George and James Alfred are in the first voting list for the district of Ukamba, in 1919. They lived at Kyatta estate, Chania Bridge (the early name for Thika). By now George had married – Edna Crystelle. Their farm was hit by rinderpest in 1923-4 (Kenya Gazette, 24 October 1923). By 1927 George is in trouble as a debtor (KG, 2 March 1927). Edna Crystelle emigrated to Australia, where she married again – to Hamilton McMaster Allison, probably in 1956. She died aged 67 on 5 March 1964 and is buried at Oakey Creek cemetery, Coolah, NSW. As for James Alfred, he became a clerk on the Kenya Uganda Railway (KG, 10 January 1920). By 1935 he had been promoted to Stock Verifier and by 1938 Accounting Inspector. On 5 September 1922 he married, in Dublin, Amy Feodora Trench (born in Dublin 1896), and they had three sons, two of whom died young. He left Kenya in 1945 and returned to Ireland, where he died in Dublin in 1975.
At some stage his wife Rachel also returned to Ireland. She died on 25 June 1932 in Rathdrum and was buried at Greystones, County Wicklow. Her life had been hard, but she must have concurred with her husband’s wild plans to have suffered, as she did, the loss of some of her children and finally her husband.
 
An official letter from IBEA Co. headed Kikuyu Fort Dec 13th 1893 signed by Francis G. Hall warned them against the danger of entering Kikuyu, so they retraced their steps to Machakos. On arrival John Ainsworth had his Sudanese soldiers drawn up in line to honour the 1st European lady to set foot there. Eventually settled down within 8 miles of Fort among Akamba, and supported work by fruit growing.                                                                                                                                         Watt - Her father belonged to an English family who had settled in Ireland and her mother was a descendant of the ancient Macgynnises, who, with the O'Neills, reigned and ruled for a lengthened period in the northern part of Ireland. Some of their descendants afterwards changed the name to Guiness.
In 1885 accompanied her husband to E. Africa for the first time. Their first son Stuart Brown Watt died of dysentery soon after they left the coast. CMS sent them to the 'Mamboia' station. ............. When Rachel and Stuart Watt were both very ill with fever they were brought back to Mpwapwa and Dr Baxter and his wife nursed them 1885/6 .......... After their first period in Africa in Tanganyika they went to Australia to recover their health where a son and daughter were born. ........ Returned to Africa as independent missionaries in 1893 with the two children, much against the advice of the IBEA Company. .....…..

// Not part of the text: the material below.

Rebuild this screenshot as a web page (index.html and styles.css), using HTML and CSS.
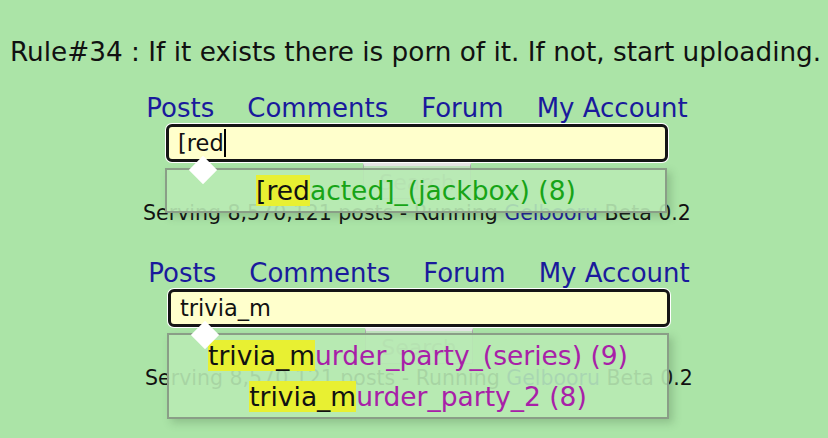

Rev. Harry K. Binns sent a letter to the Watts when they were going to set up their independent mission, saying that he thought it would be a great mistake to take Mrs Watt and the children into such a place. ......... Baby born just 3 months before they set off from the coast. ........... At Machakos they were met by John Ainsworth, 'who was in command of the fortified position, and had a large number of native Coast soldiers drawn up with fixed bayonets in honour of the first European lady to enter that region of Africa. Mr Ainsworth very kindly entertained us while there, and did all in his power to make us comfortable. ........ Our genial host had a log fire made in the middle of the grass-thatched quarters in which we dined ....... Such was the state of the country when we arrived that it took a force of 20 to 30 rifles to carry a letter from Machakos fort to the second stronghold about 50 miles further inland [Dagoretti], and even then the journey was not always accomplished in safety.' ............. Joined forces with Mr Scott Elliott's party for the journey to Fort Smith where Mr F.G. Hall was in charge. .............
After Stuart Hall had explored the country towards Mt. Kenya they eventually settled at a place called 'N'gelani' and set up their mission in early 1896. ............  'In the biography of Martin J. Hall's life entitled "In Full and Glad Surrender," by his sister, his diary is published, and in it he makes reference to his journey up country and his camping in our district in the following terms: "The Bishop and Doctor Baxter started at 8 a.m. to visit Mr Stuart Watt, formerly a CMS Missionary at Mpwapwa, but now living here with his wife and children as an independent Missionary. It was so refreshing to see these sweet, healthy little English faces in this far-off land. These little people came up here with their parents about 2 years ago, in the rainy season, and though wet through day after day, seemed none the worse for it ......... Mr Watt lives with his wife and children in a remote place in the hills called N'gelani. We left Machakos after quite a touching good-bye to the dear little Watt children. In spite of their wild surroundings they have been beautifully brought up, and have most charming manners and look the picture of health." ........................ Children sent home to school - Two girls to Walthamstow Hall, Sevenoaks, a school for the daughters of missionaries - Two boys to Methodist College, Belfast - leaving Rachel Watt with a little boy and girl aged 5 and 3.